In general, it just makes sense to require additional levels of scrutiny and security around password resets for those that have higher levels of access within in organization.

So, how should you make password resets more secure?

Whether you have a PSS solution in place, or are considering one, there are a few ways to improve security when it comes time to have a user with elevated access reset their password:

  • Required Enrollment – As with all PSS solutions, there is a need for the user to enroll; they must answer some questions to provide the PSS system with enough detail that it can identify the user at the time of reset. Some PSS solutions allow for verification against an attribute in AD (a SSN value, for example). This option may not be suited well for those with elevated privileges within the organization, and requiring enrollment should be required.
  • Tailored Questions – You can find most married women’s maiden names on Facebook, so that’s not a good question for regular users and certainly not good for those requiring more security.

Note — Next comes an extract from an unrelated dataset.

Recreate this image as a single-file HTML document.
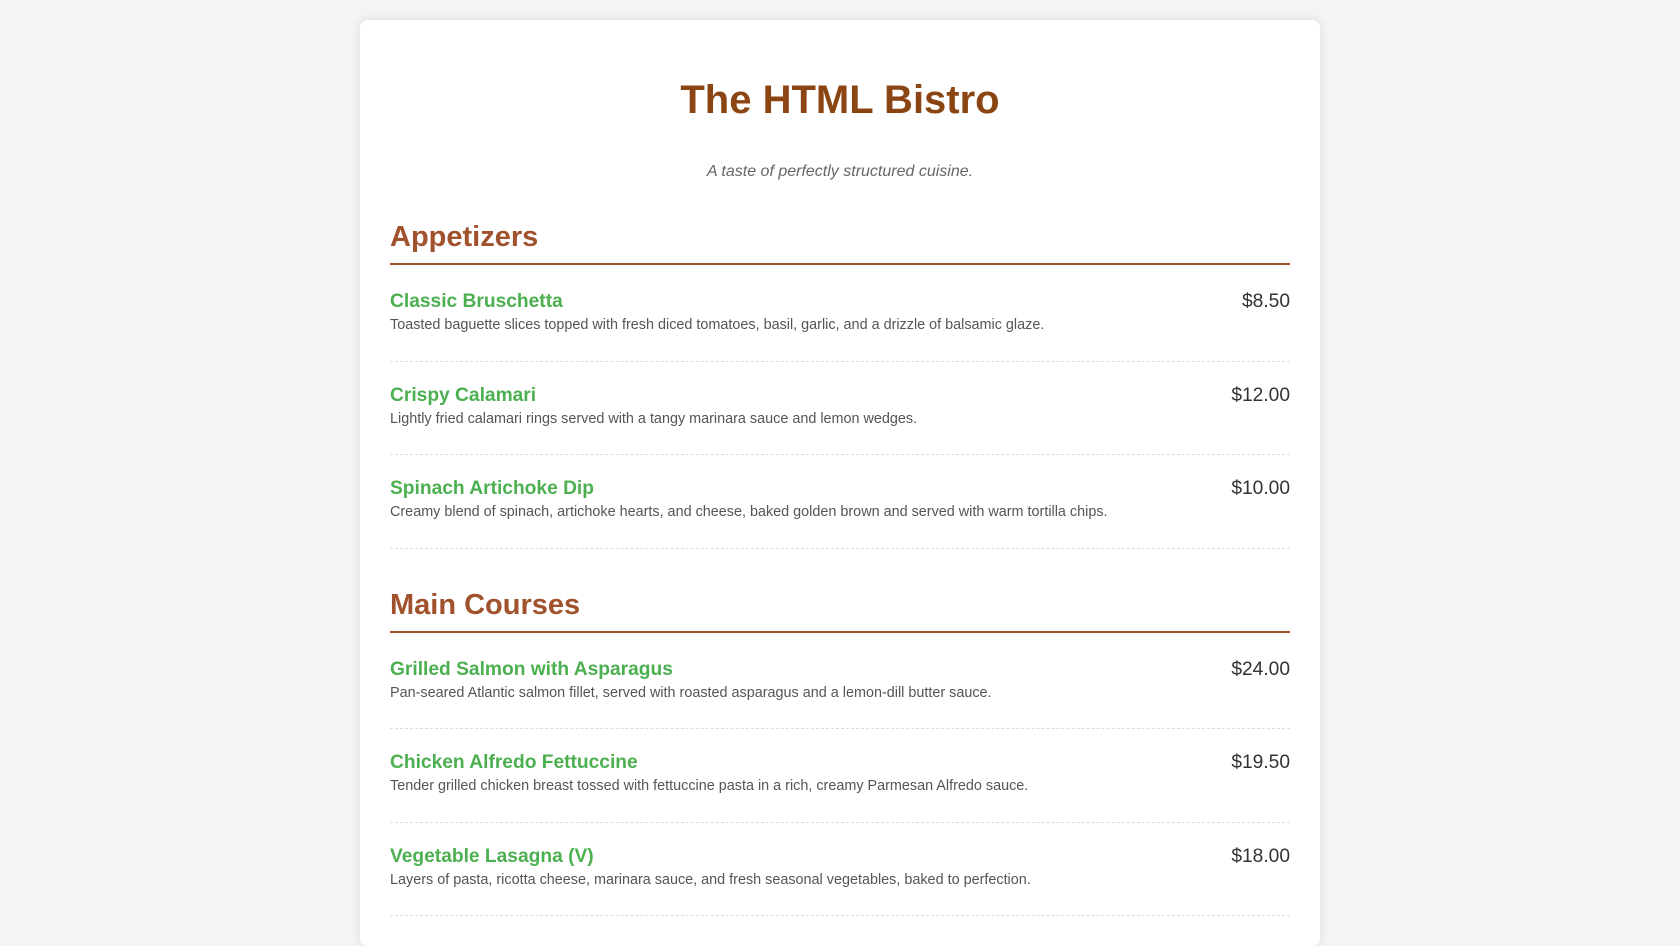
<!DOCTYPE html>
<html><head><meta charset="utf-8"><style>
*{box-sizing:border-box}
body{margin:0;background:#f4f4f4;font-family:"Liberation Sans",Arial,sans-serif;color:#333;height:876px;overflow:hidden}
.card{width:960px;margin:20px auto 0;background:#fff;padding:0 30px 30px;border-radius:8px;box-shadow:0 0 10px rgba(0,0,0,0.1)}
h1{margin:0;padding-top:57px;font-size:40px;line-height:46px;color:#8B4513;text-align:center}
.sub{text-align:center;font-style:italic;color:#666;font-size:16px;line-height:20px;margin:39px 0 0}
h2{font-size:29px;line-height:34px;color:#A0522D;margin:38px 0 3px;padding-bottom:9px;border-bottom:2px solid #A0522D}
h2.m{margin-top:39px}
.item{padding:23px 0 24.5px;border-bottom:1px dashed #ddd}
.row{display:flex;justify-content:space-between;font-size:19.2px;line-height:22px}
.name{font-weight:bold;color:#4CAF50}
.price{color:#333}
.desc{font-size:14.4px;line-height:22px;color:#555;margin-top:1px}
</style></head><body>
<div class="card">
<h1>The HTML Bistro</h1>
<p class="sub">A taste of perfectly structured cuisine.</p>
<h2>Appetizers</h2>
<div class="item"><div class="row"><span class="name">Classic Bruschetta</span><span class="price">$8.50</span></div><div class="desc">Toasted baguette slices topped with fresh diced tomatoes, basil, garlic, and a drizzle of balsamic glaze.</div></div>
<div class="item"><div class="row"><span class="name">Crispy Calamari</span><span class="price">$12.00</span></div><div class="desc">Lightly fried calamari rings served with a tangy marinara sauce and lemon wedges.</div></div>
<div class="item"><div class="row"><span class="name">Spinach Artichoke Dip</span><span class="price">$10.00</span></div><div class="desc">Creamy blend of spinach, artichoke hearts, and cheese, baked golden brown and served with warm tortilla chips.</div></div>
<h2 class="m">Main Courses</h2>
<div class="item"><div class="row"><span class="name">Grilled Salmon with Asparagus</span><span class="price">$24.00</span></div><div class="desc">Pan-seared Atlantic salmon fillet, served with roasted asparagus and a lemon-dill butter sauce.</div></div>
<div class="item"><div class="row"><span class="name">Chicken Alfredo Fettuccine</span><span class="price">$19.50</span></div><div class="desc">Tender grilled chicken breast tossed with fettuccine pasta in a rich, creamy Parmesan Alfredo sauce.</div></div>
<div class="item"><div class="row"><span class="name">Vegetable Lasagna (V)</span><span class="price">$18.00</span></div><div class="desc">Layers of pasta, ricotta cheese, marinara sauce, and fresh seasonal vegetables, baked to perfection.</div></div>
</div>
</body></html>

Privileged users should be required to answer questions that are of a less personal and more challenging nature.
  • More Questions – if the low-level user needs to answer any two of five questions presented, privileged users should be required to answer four of the five. You want to make sure it’s really them.
  • Reset Clients – Normally, the idea of having the ability to reset a password from multiple clients (usually from a web and endpoint client) is about having more options (to make it easy). But also consider that you may not want someone to be able to use, say, a web client, and to only use an endpoint to reset. This way, someone must be sitting at a domain-joined endpoint rather than just connecting via a web browser on any device.
  • Use of External Authentication – Some PSS solutions integrate with external SAML 2.0-based systems (e.g. Google) to authenticate the user. Depending on the user and the external system used to authenticate, you may or may not want to use this for those with elevated access. For example, if you support every user being authenticated by Google in lieu of providing answers to the challenge questions, a malicious actor only needs to know the one password to the user’s Google account instead of the answers to the 4 challenge questions. Tread cautiously here – not saying don’t; just saying be certain the user of external authentication is either more secure, or can be used as part of the elevated criteria within your PSS environment.
  • Password Complexity – Since the Windows Server 2003, password complexity has been an option for organizations to enforce the use of a mix of character types. But having a granular ability to manage password complexity (e.g. Fine-Grained Password Policies released with Windows Server 2008) is key to ensure an appropriate level of security for a given user. In some organizations, even the FGPP isn’t stringent enough, requiring an additional layer during the password reset process to ensure the most secure of passwords is created.

Password self-service increases user and IT productivity, while lowering the cost of support. It also can be a source of insecurity within the organization. By putting additional focus on elevated users to ensure it’s most definitely them at the time of reset and that the new password’s complexity is of the highest caliber, you will protect one of your organization’s front lines of security.